**TASK TO CARRY OUT:** Find each line with the string "index" and copy it.
^^^^^^^^
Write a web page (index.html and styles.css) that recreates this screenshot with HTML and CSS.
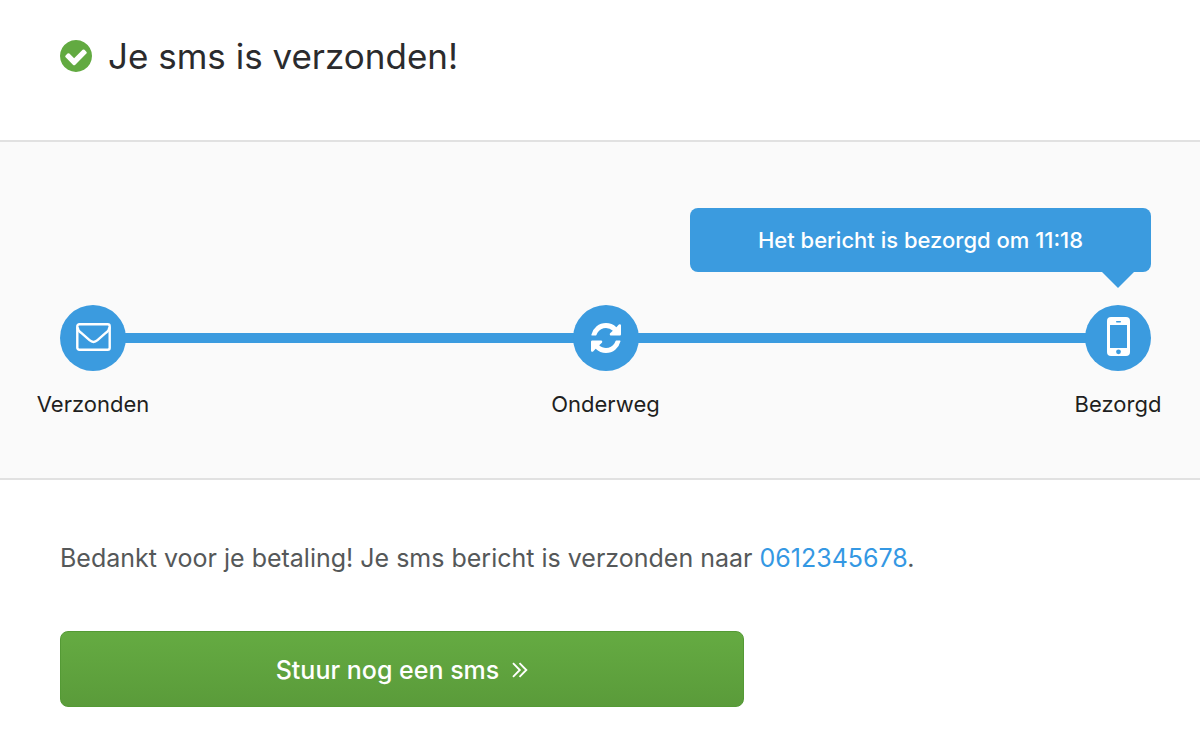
FILE: index.html
```html
<!DOCTYPE html>
<html lang="nl">
<head>
<meta charset="utf-8">
<meta name="viewport" content="width=device-width, initial-scale=1">
<title>Je sms is verzonden!</title>
<link rel="stylesheet" href="styles.css">
</head>
<body>
<header class="header">
  <svg class="header-icon" viewBox="128 128 1536 1536" aria-hidden="true"><path d="M1412 734q0-28-18-46l-91-90q-19-19-45-19t-45 19l-408 407-226-226q-19-19-45-19t-45 19l-91 90q-18 18-18 46 0 27 18 45l362 362q19 19 45 19 27 0 46-19l543-543q18-18 18-45zm252 162q0 209-103 385.5t-279.5 279.5-385.5 103-385.5-103-279.5-279.5-103-385.5 103-385.5 279.5-279.5 385.5-103 385.5 103 279.5 279.5 103 385.5z"/></svg>
  <h1 class="title">Je sms is verzonden!</h1>
</header>

<section class="status">
  <div class="bubble">Het bericht is bezorgd om 11:18</div>
  <div class="track">
    <div class="step">
      <span class="dot">
        <svg width="35" height="30" viewBox="0 0 35 30" fill="none" stroke="#fff" stroke-width="2.4" stroke-linejoin="round" aria-hidden="true"><rect x="1.3" y="1.3" width="32.4" height="25.4" rx="2"/><path d="M1.6 4.2C1.6 6.6 3.2 8.3 5 9.7L13.5 17.2Q17.5 20.7 21.5 17.2L30 9.7C31.8 8.3 33.4 6.6 33.4 4.2"/></svg>
      </span>
      <span class="label">Verzonden</span>
    </div>
    <div class="line"></div>
    <div class="step">
      <span class="dot">
        <svg width="30" height="30" viewBox="128 128 1536 1536" fill="#fff" aria-hidden="true"><path d="M1639 1056q0 5-1 7-64 268-268 434.5t-478 166.5q-146 0-282.5-55t-243.5-157l-129 129q-19 19-45 19t-45-19-19-45v-448q0-26 19-45t45-19h448q26 0 45 19t19 45-19 45l-137 137q71 66 161 102t187 36q134 0 250-65t186-179q11-17 53-117 8-23 30-23h192q13 0 22.5 9.5t9.5 22.5zm25-800v448q0 26-19 45t-45 19h-448q-26 0-45-19t-19-45 19-45l138-138q-148-137-349-137-134 0-250 65t-186 179q-11 17-53 117-8 23-30 23h-199q-13 0-22.5-9.5t-9.5-22.5v-7q65-268 270-434.5t480-166.5q146 0 284 55.5t245 156.5l130-129q19-19 45-19t45 19 19 45z"/></svg>
      </span>
      <span class="label">Onderweg</span>
    </div>
    <div class="line"></div>
    <div class="step">
      <span class="dot">
        <svg width="23" height="42" viewBox="0 0 23 42" aria-hidden="true"><rect width="23" height="39" rx="4" fill="#fff"/><rect x="3" y="8" width="17" height="23" fill="#3b9bdf"/><rect x="9" y="4" width="5" height="1.5" rx=".7" fill="#3b9bdf"/><circle cx="11.5" cy="34.8" r="2.4" fill="#3b9bdf"/></svg>
      </span>
      <span class="label">Bezorgd</span>
    </div>
  </div>
</section>

<main class="content">
  <p class="message">Bedankt voor je betaling! Je sms bericht is verzonden naar <a class="phone" href="tel:0612345678">0612345678</a>.</p>
  <button class="button" type="button">Stuur nog een sms
    <svg width="16" height="16" viewBox="0 0 16 16" fill="none" stroke="#fff" stroke-width="1.9" aria-hidden="true"><path d="M1 1.200L7.800 8L1 14.800M7.500 1.200L14.300 8L7.500 14.800"/></svg>
  </button>
</main>
</body>
</html>
```
FILE: styles.css
```css
* { box-sizing: border-box; }
body {
  margin: 0;
  background: #fff;
  color: #2b2b2d;
  font-family: Inter, "Liberation Sans", sans-serif;
}
.header {
  display: flex;
  align-items: center;
  gap: 16px;
  padding: 32px 48px 60px 60px;
}
.header-icon { width: 32px; height: 32px; fill: #62aa41; }
.title {
  margin: 0;
  font-size: 35px;
  line-height: 48px;
  font-weight: 400;
}
.status {
  padding: 66px 49px 58px 60px;
  background: #fafafa;
  border-top: 2px solid #e1e1e1;
  border-bottom: 2px solid #e1e1e1;
}
.bubble {
  position: relative;
  width: fit-content;
  min-width: 461px;
  margin: 0 0 33px auto;
  padding: 16px 24px;
  border-radius: 8px;
  background: #3b9bdf;
  color: #fff;
  font-size: 22px;
  line-height: 32px;
  font-weight: 500;
  text-align: center;
}
.bubble::after {
  content: "";
  position: absolute;
  top: 100%;
  right: 17px;
  border: 16px solid transparent;
  border-top-color: #3b9bdf;
  border-bottom: 0;
}
.track { display: flex; align-items: flex-start; }
.step {
  display: flex;
  flex-direction: column;
  align-items: center;
  gap: 17px;
  width: 66px;
}
.dot {
  display: flex;
  align-items: center;
  justify-content: center;
  width: 66px;
  height: 66px;
  border-radius: 50%;
  background: #3b9bdf;
}
.line {
  flex: 1;
  height: 10px;
  margin: 28px -2px 0;
  background: #3b9bdf;
}
.label {
  font-size: 22px;
  line-height: 32px;
  white-space: nowrap;
  color: #1f1f21;
}
.content { padding: 60px 48px 48px 60px; }
.message {
  margin: 0 0 55px;
  font-size: 25px;
  line-height: 36px;
  color: #555859;
}
.phone { color: #3498e3; text-decoration: none; }
.button {
  display: flex;
  align-items: center;
  justify-content: center;
  gap: 13px;
  width: 100%;
  max-width: 684px;
  padding: 22px 24px 20px;
  border: 1px solid #549a35;
  border-radius: 8px;
  background: linear-gradient(#65ab42, #5a9b3a) border-box;
  color: #fff;
  font: inherit;
  font-size: 25px;
  line-height: 32px;
  font-weight: 500;
  cursor: pointer;
}
```
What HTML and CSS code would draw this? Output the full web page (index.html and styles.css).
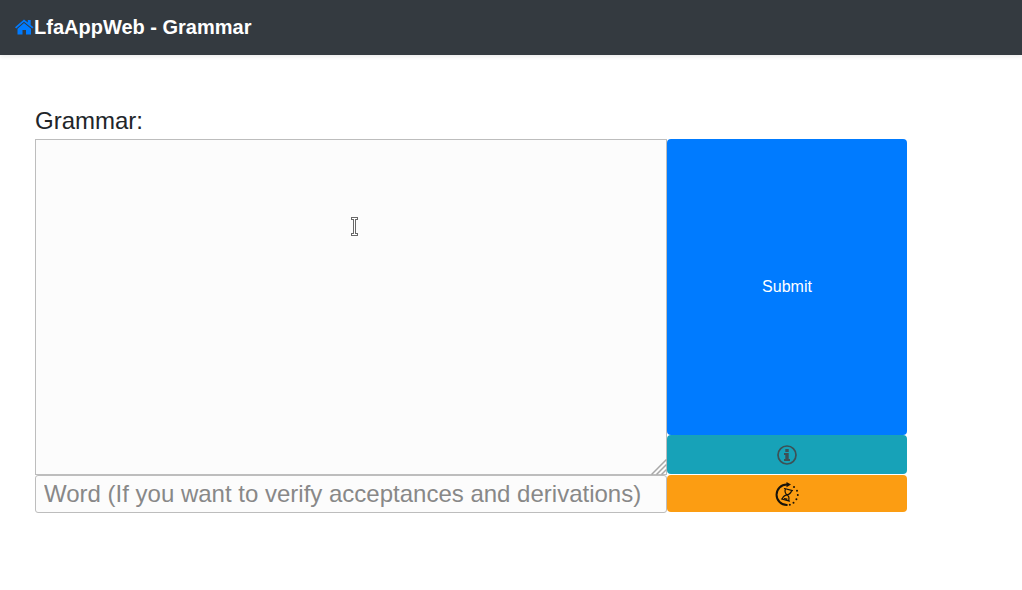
FILE: index.html
```html
<!DOCTYPE html>
<html lang="en">
<head>
<meta charset="utf-8">
<meta name="viewport" content="width=device-width, initial-scale=1">
<title>LfaAppWeb - Grammar</title>
<link rel="stylesheet" href="styles.css">
</head>
<body>
<header class="navbar">
  <a class="home-link" href="#" aria-label="Home">
    <svg class="home-icon" viewBox="0 0 19 16" aria-hidden="true">
      <path d="M9 0.500 12.800 3.600V1H15.700V6L18.500 8.300 17.300 9.600 9 2.700 1.200 9.600 0 8.300Z"/>
      <path d="M9 4 16 9.700V15.500H11V11H7.500V15.500H2.500V9.700Z"/>
    </svg>
  </a>
  <h1 class="brand">LfaAppWeb - Grammar</h1>
</header>
<main class="content">
  <form class="grammar-form">
    <label class="form-label" for="grammar">Grammar:</label>
    <div class="grammar-row">
      <div class="editor">
        <textarea class="field grammar-input" id="grammar"></textarea>
        <svg class="grip" viewBox="0 0 16 16" aria-hidden="true"><path d="M0.500 15.500 15.500 0.500M5.500 15.500 15.500 5.500M10.500 15.500 15.500 10.500"/></svg>
        <svg class="text-cursor" viewBox="0 0 9 21" aria-hidden="true">
          <path class="cursor-edge" d="M1 2.500H8M4.500 2V19M1 18.500H8"/>
          <path class="cursor-core" d="M2 2.500H7M4.500 2V19M2 18.500H7"/>
        </svg>
      </div>
      <div class="actions">
        <button class="btn btn-submit" type="submit">Submit</button>
        <button class="btn btn-info" type="button" aria-label="Information">
          <svg class="info-icon" viewBox="0 0 20 20" aria-hidden="true">
            <circle cx="10" cy="10" r="9"/>
            <path d="M8.300 4H11.700V7H8.300ZM7 8H11.700V14H13V16H7V14H8.300V10H7Z"/>
          </svg>
        </button>
      </div>
    </div>
    <div class="word-row">
      <input class="field word-input" type="text" aria-label="Word" placeholder="Word (If you want to verify acceptances and derivations)">
      <button class="btn btn-history" type="button" aria-label="Derivation history">
        <svg class="history-icon" viewBox="0 0 24 24" aria-hidden="true">
          <path class="arc" d="M11.800 23A10.250 10.250 0 0 1 11.800 2.500H12.500"/>
          <path class="arrow" d="M11.500 0 16 2.600 11.500 5.200Z"/>
          <path class="dots" d="M19 5h.01M22 8.700h.01M22.800 13h.01M21.400 17.300h.01M18.500 20.800h.01M14.800 22.700h.01"/>
          <path class="glass" d="M9.500 6.500 17.500 8.600M6.500 17 14.500 19.100M10.300 7C9.500 10.300 10 11.500 12 12.800 9.200 13.200 8 14.300 7.300 17M16.700 8.500C15.800 11.500 14.800 12.300 12 12.800 13.900 14 14.500 15.500 13.700 18.500M9.500 16.500 12 17.200"/>
        </svg>
      </button>
    </div>
  </form>
</main>
</body>
</html>
```
FILE: styles.css
```css
* {
  box-sizing: border-box;
}

body {
  margin: 0;
  background: #fff;
  color: #212529;
  font-family: "Liberation Sans", Arial, sans-serif;
  font-size: 16px;
}

.navbar {
  display: flex;
  align-items: center;
  padding: 12px 15px 13px;
  background: #343a40;
  box-shadow: 0 2px 4px rgba(0, 0, 0, 0.08);
}

.home-link {
  display: flex;
  color: #007bff;
}

.home-icon {
  width: 19px;
  height: 16px;
  fill: currentColor;
}

.brand {
  margin: 0;
  color: #fff;
  font-size: 20px;
  line-height: 30px;
}

.content {
  padding: 48px 115px 48px 35px;
}

.grammar-form {
  display: flex;
  flex-direction: column;
}

.form-label {
  font-size: 24px;
  line-height: 36px;
}

.grammar-row,
.word-row {
  display: grid;
  grid-template-columns: 1fr 240px;
}

.editor {
  position: relative;
  display: flex;
}

.field {
  width: 100%;
  min-width: 0;
  margin: 0;
  border: 1px solid #bdbdbd;
  background: #fcfcfc;
  color: #212529;
  font-family: inherit;
  font-size: 24px;
  outline: 0;
}

.grammar-input {
  height: 336px;
  padding: 4px 8px;
  resize: none;
}

.word-input {
  height: 38px;
  padding: 0 8px;
  border-radius: 3px;
}

.word-input::placeholder {
  color: #888;
  opacity: 1;
}

.grip {
  position: absolute;
  right: 0;
  bottom: 0;
  width: 16px;
  height: 16px;
  fill: none;
  stroke: #a8a8a8;
  stroke-width: 1.5;
  pointer-events: none;
}

.text-cursor {
  position: absolute;
  left: 315px;
  top: 77px;
  width: 9px;
  height: 21px;
  fill: none;
  pointer-events: none;
}

.cursor-edge {
  stroke: #686868;
  stroke-width: 3;
}

.cursor-core {
  stroke: #fff;
  stroke-width: 1;
}

.actions {
  display: flex;
  flex-direction: column;
  padding-bottom: 1px;
}

.btn {
  display: flex;
  align-items: center;
  justify-content: center;
  margin: 0;
  padding: 0;
  border: 0;
  border-radius: 4px;
  font-family: inherit;
  font-size: 16px;
  cursor: pointer;
}

.btn-submit {
  flex: 1;
  background: #007bff;
  color: #fff;
}

.btn-info {
  height: 39px;
  background: #17a2b8;
  color: #3d5055;
}

.info-icon {
  width: 20px;
  height: 20px;
  fill: currentColor;
}

.info-icon circle {
  fill: none;
  stroke: currentColor;
  stroke-width: 1.7;
}

.btn-history {
  height: 37px;
  background: #fc9d12;
  color: #17130b;
}

.history-icon {
  width: 24px;
  height: 24px;
  fill: none;
  stroke: currentColor;
  stroke-linecap: round;
}

.arc {
  stroke-width: 2;
}

.arrow {
  fill: currentColor;
  stroke: none;
}

.dots {
  stroke-width: 2;
}

.glass {
  stroke-width: 1.2;
}
```
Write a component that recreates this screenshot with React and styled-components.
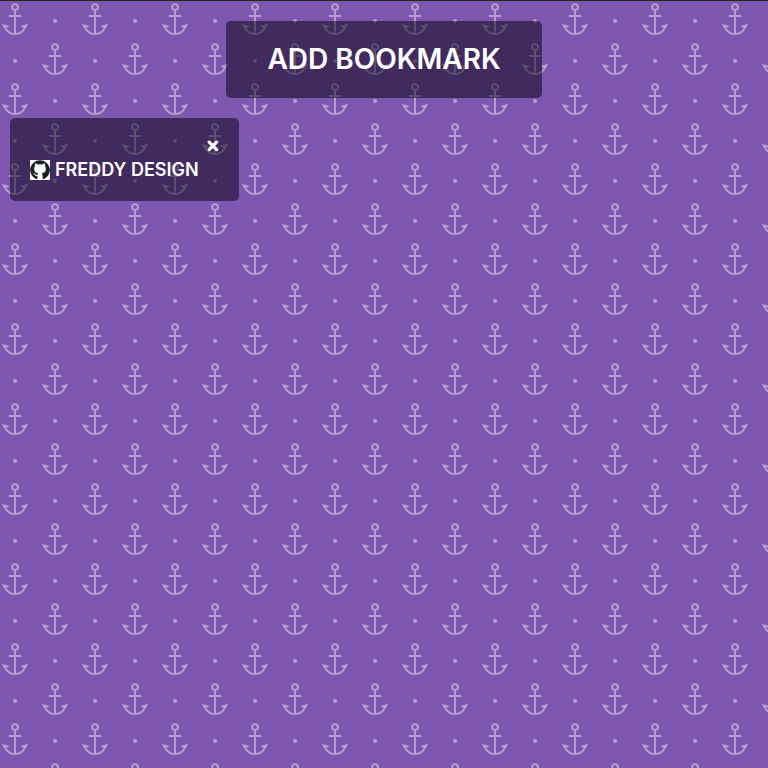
^^^^^^^^
**PROBLEM SOLUTION:**
Write a web page (index.html and styles.css) that recreates this screenshot with HTML and CSS.
FILE: index.html
What HTML and CSS code would draw this? Output the full web page (index.html and styles.css).
FILE: index.html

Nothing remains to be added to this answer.